Although the CFU has lodged a High Court application challenging the legality of the latest move to seize farms, legal experts say the application has little chance of success. Mr Mugabe has changed the constitution to give his government the right to seize land without compensation. His government has ignored previous decisions declaring seizures by war veterans to be illegal.

The CFU official said harassment of white farmers had intensified after Mr Mugabe backed off from his conciliatory remarks. "We have engaged this government for the past five months, but sanity can hardly prevail. Mugabe's ministers have been talking to us in bad faith," he added. Several of the 17 white farmers detained last week said they no longer saw a future for their families in Zimbabwe while Mr Mugabe was in power. More than 100 farmers are said to have migrated to Mozambique, Zambia, Malawi and other African countries since February.
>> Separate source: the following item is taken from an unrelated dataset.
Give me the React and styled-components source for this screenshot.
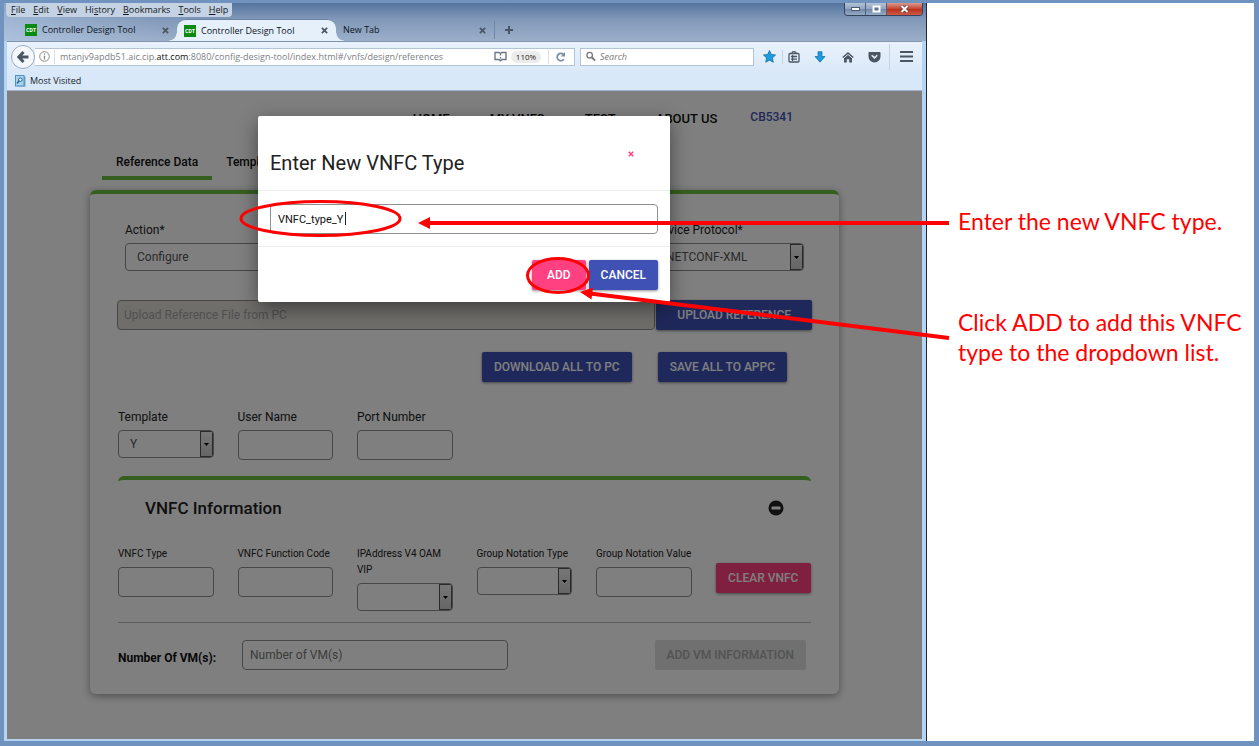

The departure of more big farmers will bring Zimbabwe's agriculture-based economy to a halt, analysts say. Agriculture accounts for about three-fifths of GDP, with tobacco alone accounting for nearly a third of all foreign currency receipts. There have been reports of looming food shortages.

Although the government has started a "fast-track programme" to resettle peasants on the 804 farms it seized last month, it does not have the money to enable the occupants to sustain production levels.